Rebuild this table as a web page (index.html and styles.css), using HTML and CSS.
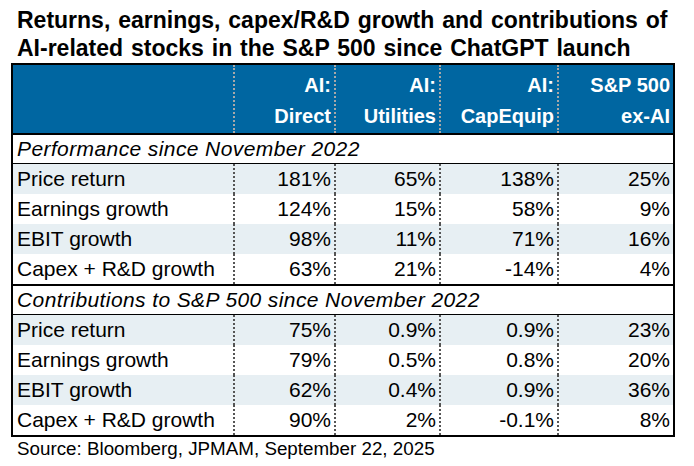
FILE: index.html
```html
<!DOCTYPE html>
<html>
<head>
<meta charset="utf-8">
<link rel="stylesheet" href="styles.css">
</head>
<body>
<div class="page">
  <h1 class="title">Returns, earnings, capex/R&amp;D growth and contributions of<br>AI-related stocks in the S&amp;P 500 since ChatGPT launch</h1>
  <div class="table">
    <div class="row head">
      <div class="cell lbl"></div>
      <div class="cell">AI:<br>Direct</div>
      <div class="cell">AI:<br>Utilities</div>
      <div class="cell">AI:<br>CapEquip</div>
      <div class="cell">S&amp;P 500<br>ex-AI</div>
    </div>
    <div class="section">Performance since November 2022</div>
    <div class="row alt">
      <div class="cell lbl">Price return</div><div class="cell">181%</div><div class="cell">65%</div><div class="cell">138%</div><div class="cell">25%</div>
    </div>
    <div class="row">
      <div class="cell lbl">Earnings growth</div><div class="cell">124%</div><div class="cell">15%</div><div class="cell">58%</div><div class="cell">9%</div>
    </div>
    <div class="row alt">
      <div class="cell lbl">EBIT growth</div><div class="cell">98%</div><div class="cell">11%</div><div class="cell">71%</div><div class="cell">16%</div>
    </div>
    <div class="row">
      <div class="cell lbl">Capex + R&amp;D growth</div><div class="cell">63%</div><div class="cell">21%</div><div class="cell">-14%</div><div class="cell">4%</div>
    </div>
    <div class="section second">Contributions to S&amp;P 500 since November 2022</div>
    <div class="row alt">
      <div class="cell lbl">Price return</div><div class="cell">75%</div><div class="cell">0.9%</div><div class="cell">0.9%</div><div class="cell">23%</div>
    </div>
    <div class="row">
      <div class="cell lbl">Earnings growth</div><div class="cell">79%</div><div class="cell">0.5%</div><div class="cell">0.8%</div><div class="cell">20%</div>
    </div>
    <div class="row alt">
      <div class="cell lbl">EBIT growth</div><div class="cell">62%</div><div class="cell">0.4%</div><div class="cell">0.9%</div><div class="cell">36%</div>
    </div>
    <div class="row">
      <div class="cell lbl">Capex + R&amp;D growth</div><div class="cell">90%</div><div class="cell">2%</div><div class="cell">-0.1%</div><div class="cell">8%</div>
    </div>
  </div>
  <p class="source">Source: Bloomberg, JPMAM, September 22, 2025</p>
</div>
</body>
</html>
```

FILE: styles.css
```css
html, body {
  margin: 0;
  background: #fff;
}
.page {
  padding: 6px 0 0 11px;
  font-family: "Liberation Sans", Arial, sans-serif;
  color: #000;
}
.title {
  margin: 0 0 1px 6px;
  font-size: 23px;
  line-height: 28px;
  font-weight: bold;
  word-spacing: 1.5px;
  white-space: nowrap;
}
.table {
  width: 660px;
  border: 2px solid #000;
}
.row {
  display: grid;
  grid-template-columns: 220px 101px 105px 118px 116px;
  font-size: 21px;
  line-height: 30px;
}
.row.alt {
  background: #e7eff3;
}
.cell {
  text-align: right;
  padding-right: 3px;
  border-left: 2px dotted #555;
  white-space: nowrap;
}
.cell.lbl {
  text-align: left;
  padding: 0 0 0 4px;
  border-left: 0;
}
.head {
  background: #0066a1;
  color: #fff;
  font-weight: bold;
  font-size: 20px;
  line-height: 31px;
  padding: 5px 0 1px;
  border-bottom: 2px solid #000;
}
.head .cell {
  border-left-color: #a8a8a8;
  margin: -5px 0 -1px;
  padding-top: 5px;
  padding-bottom: 1px;
}
.head .cell.lbl {
  margin: 0;
  padding: 0;
}
.section {
  font-size: 21px;
  font-style: italic;
  letter-spacing: 0.4px;
  line-height: 28px;
  padding-left: 4px;
  border-bottom: 1px solid #000;
}
.section.second {
  border-top: 2px solid #000;
}
.source {
  margin: 0 0 0 6px;
  font-size: 18.8px;
  line-height: 24px;
}
```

__Description of the task__. Copy out every line of the data that includes "index".

__Written answer__.
Rebuild this table as a web page (index.html and styles.css), using HTML and CSS.
FILE: index.html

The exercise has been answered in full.